You remember how I told you my 9th grade teacher asked me to help petition for a creative writing class? Well, that resulted in a bit ol’ nothing. But whatever, that was high school.
And then in college, after I took my first intro to creative writing class and built up the courage to my professor to be my advisor, I can recall as we walked out of our basement classroom, past the row of vending machines and into the sun, he said, “You know what Carrie, I was going to bull shit you, but I like you too much to do that. I’m trying to leave this school and get a new position elsewhere, so I don’t think it’d be fair of me to advise you knowing that.” I guess I admired his honesty, and sure enough, after another semester, he left. My literature professor became my advisor, and that was that.
As you know if you read my earlier posts, I then went off to Spain and watched Buffy for a while, but when I came back, I was ready to tackle grad school. I (thought) I still didn’t know what I wanted to do with my life, so I decided going back to school was the place for me. I had two choices, get my MA in English or my MFA in Creative Writing. I of course was tempted to chose the later, I deep down, secretly wanted to. But I hadn’t been actively writing anything polished for the past two years, and, thanks to Joss Whedon’s title credits, I’d recently been swept up by the idea that I might want to write for film and television. But I didn’t know nearly enough about that, I did have enough time to carefully think things through or consider. I was also on a bit of a teaching high after returning to the states (I taught ESL in Europe), and I thought that was my true calling. I didn’t want to write, I told myself, I wanted to teach. I wanted to be a good, caring person and help people. So I went and got my MA.
It turns out, I don’t’ really want to teach that much. Maybe I’m not as nice as I thought.
I did choose a grad school that had an MFA program, and I took as many of their courses as I could. I even asked the professor of the personal essay course to be my advisor. And this time, he said yes. I was in! I finally had the mentor I’d so long craved, some one who could help me with my writing and introduce me to the publication world.
Well, there you have it Carrie! So why are you here moping to us about all this?
First, I’m not moping (I hope).

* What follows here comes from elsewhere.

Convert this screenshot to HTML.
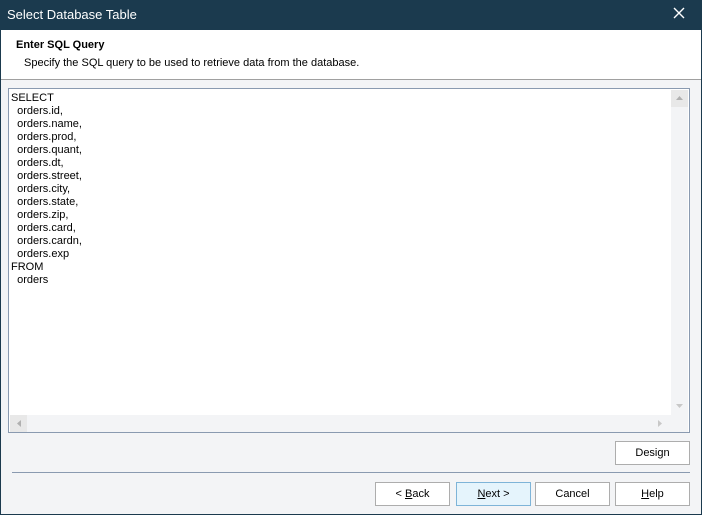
<!DOCTYPE html>
<html><head><style>
*{margin:0;padding:0;box-sizing:border-box}
body{width:702px;height:515px;background:#1b3a4e;font-family:"Liberation Sans",sans-serif;font-size:11px;color:#000;position:relative;overflow:hidden}
.title{position:absolute;left:0;top:0;width:702px;height:30px;color:#fff;font-size:13px;padding:7px 0 0 7px}
.x{position:absolute;right:16px;top:6px;width:14px;height:14px}
.win{position:absolute;left:1px;top:30px;width:700px;height:484px;background:#f3f4f6}
.head{position:absolute;left:0;top:0;width:700px;height:50px;background:#fff;border-bottom:1px solid #a0a0a0}
.h1{position:absolute;left:15px;top:9px;font-weight:bold;font-size:11px}
.h2{position:absolute;left:23px;top:27px}
.ed{position:absolute;left:7px;top:58px;width:682px;height:345px;border:1px solid #8a9ab0;background:#fff}
.txt{position:absolute;left:2px;top:3px;line-height:13px;white-space:pre}
.vs{position:absolute;left:662px;top:1px;width:17px;height:325px;background:#f3f4f6}
.hs{position:absolute;left:1px;top:326px;width:661px;height:17px;background:#f3f4f6}
.corner{position:absolute;left:662px;top:326px;width:17px;height:17px;background:#f3f4f6}
.btn{position:absolute;width:75px;height:24px;border:1px solid #adadad;background:#fff;text-align:center;line-height:22px;font-size:11px}
.sep{position:absolute;left:11px;top:442px;width:678px;height:1px;background:#8a9ab0}
</style></head><body>
<div class="title">Select Database Table</div>
<svg class="x" viewBox="0 0 14 14"><path d="M2 2L12 12M12 2L2 12" stroke="#fff" stroke-width="1.4"/></svg>
<div class="win">
<div class="head"><div class="h1">Enter SQL Query</div><div class="h2">Specify the SQL query to be used to retrieve data from the database.</div></div>
<div class="ed">
<div class="txt">SELECT
  orders.id,
  orders.name,
  orders.prod,
  orders.quant,
  orders.dt,
  orders.street,
  orders.city,
  orders.state,
  orders.zip,
  orders.card,
  orders.cardn,
  orders.exp
FROM
  orders</div>
<div class="vs"><div style="position:absolute;left:0;top:0;width:17px;height:17px;background:#e8e8e8"></div><svg style="position:absolute;left:5px;top:6px" width="7" height="4"><path d="M0 4L3.5 0L7 4Z" fill="#b0b0b0"/></svg><svg style="position:absolute;left:5px;top:314px" width="7" height="4"><path d="M0 0L3.5 4L7 0Z" fill="#c8c8c8"/></svg></div>
<div class="hs"><div style="position:absolute;left:0;top:0;width:17px;height:17px;background:#e8e8e8"></div><svg style="position:absolute;left:7px;top:5px" width="4" height="7"><path d="M4 0L0 3.5L4 7Z" fill="#b0b0b0"/></svg><svg style="position:absolute;left:648px;top:5px" width="4" height="7"><path d="M0 0L4 3.5L0 7Z" fill="#c8c8c8"/></svg></div>
<div class="corner"></div>
</div>
<div class="btn" style="left:614px;top:411px">Design</div>
<div class="sep"></div>
<div class="btn" style="left:374px;top:452px">&lt; <u>B</u>ack</div>
<div class="btn" style="left:455px;top:452px;background:#e5f4fc;border-color:#7eb4d8"><u>N</u>ext &gt;</div>
<div class="btn" style="left:534px;top:452px">Cancel</div>
<div class="btn" style="left:614px;top:452px"><u>H</u>elp</div>
</div>
</body></html>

And second, because my advisor almost immediately had to step down after one of his family members got incredibly sick. My feminist studies professor became my advisor. I wrote my thesis, and that was that.
Now with my my masters degree in hand, I immediately began applying for jobs, in a bit of a panic because I didn’t know what I wanted to do or where I wanted to go other than the vague sense that I wanted to do something creative and go someplace warmer.

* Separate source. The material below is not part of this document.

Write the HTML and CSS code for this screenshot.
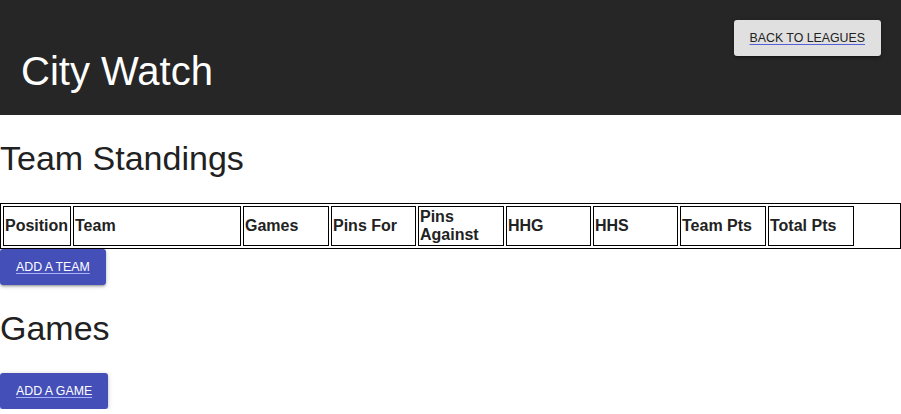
FILE: index.html
```html
<!DOCTYPE html>
<html lang="en">
<head>
<meta charset="utf-8">
<title>City Watch</title>
<link rel="stylesheet" href="styles.css">
</head>
<body>
<header class="topbar">
  <h1 class="league-title">City Watch</h1>
  <a class="btn btn-light" href="#">Back to Leagues</a>
</header>
<main>
  <h2 class="section-title">Team Standings</h2>
  <table class="standings">
    <thead>
      <tr>
        <th class="c-pos">Position</th>
        <th class="c-team">Team</th>
        <th class="c-86">Games</th>
        <th class="c-85">Pins For</th>
        <th class="c-86">Pins Against</th>
        <th class="c-85">HHG</th>
        <th class="c-85">HHS</th>
        <th class="c-86">Team Pts</th>
        <th class="c-86">Total Pts</th>
        <th class="c-rest"></th>
      </tr>
    </thead>
  </table>
  <a class="btn btn-primary" href="#">Add a Team</a>
  <h2 class="section-title">Games</h2>
  <a class="btn btn-primary" href="#">Add a Game</a>
</main>
</body>
</html>
```
FILE: styles.css
```css
html, body {
  margin: 0;
  padding: 0;
}
body {
  font-family: "Liberation Sans", Arial, sans-serif;
  color: #212121;
  background: #fff;
}
.topbar {
  box-sizing: border-box;
  height: 115px;
  background: #262626;
  display: flex;
  justify-content: space-between;
  align-items: flex-start;
  padding: 20px 20px 0 21px;
}
.league-title {
  margin: 28px 0 0;
  font-size: 40px;
  line-height: 46px;
  font-weight: normal;
  color: #fff;
}
.btn {
  display: inline-flex;
  align-items: center;
  box-sizing: border-box;
  height: 36px;
  padding: 0 16px;
  font-size: 12.35px;
  text-transform: uppercase;
  text-decoration: underline;
  text-underline-offset: 2px;
  border-radius: 3px;
  box-shadow: 0 1px 5px rgba(0,0,0,0.2), 0 2px 2px rgba(0,0,0,0.14), 0 3px 1px -2px rgba(0,0,0,0.12);
}
.btn-light {
  background: #e0e0e0;
  color: #222;
  text-decoration-color: #5560d8;
}
.btn-primary {
  background: #454fb8;
  color: #fff;
  text-decoration-color: #aab0f5;
}
.section-title {
  margin: 23px 0 24px;
  font-size: 34px;
  line-height: 41px;
  font-weight: normal;
  color: #212121;
}
.standings {
  width: 100%;
  table-layout: fixed;
  border: 1px solid #000;
  border-spacing: 2px;
  margin: 0;
}
.standings th {
  box-sizing: border-box;
  border: 1px solid #000;
  padding: 1px;
  font-size: 16px;
  line-height: 18px;
  font-weight: bold;
  text-align: left;
  vertical-align: middle;
  color: #222;
}
.standings th.c-rest {
  border: none;
}
.c-pos { width: 68px; }
.c-team { width: 168px; }
.c-86 { width: 86px; }
.c-85 { width: 85px; }
```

And I found this job: a writing consultant needed by a large university with a creative writing program looking for someone who had a background in creative writing.
What luck, I thought, it’s the best of both worlds. I get to do a bit of teaching. A bit of curriculum development. And (hopefully) a lot of creative writing. I’d have benefits, a steady income, and, I could even take classes. It sounded great, and it was some place warm! I said yes.
And now here I am. And while I am the creative writing specialist, I mostly teach and tutor ESL students. I’ve got a good background in that too, so, it’s just as well, and there are far more ESL students than there are creative writing ones. When the occasional creative writer does come around, though, they come to me. And I help them polish their poetry and develop their scenes. I help them write their applications and cover letters to achieve their dreams as I wonder how the hell it never occurred to me to try and achieve mine.
(As a side note, I haven’t been able to take any creative writing classes yet. The slow moving wheels of bureaucracy and such.)
Life can be so funny when you look back on it.
Live and Learn,
*At least, not to my knowledge. If this is a thing (please, let it be a thing), can someone let me know?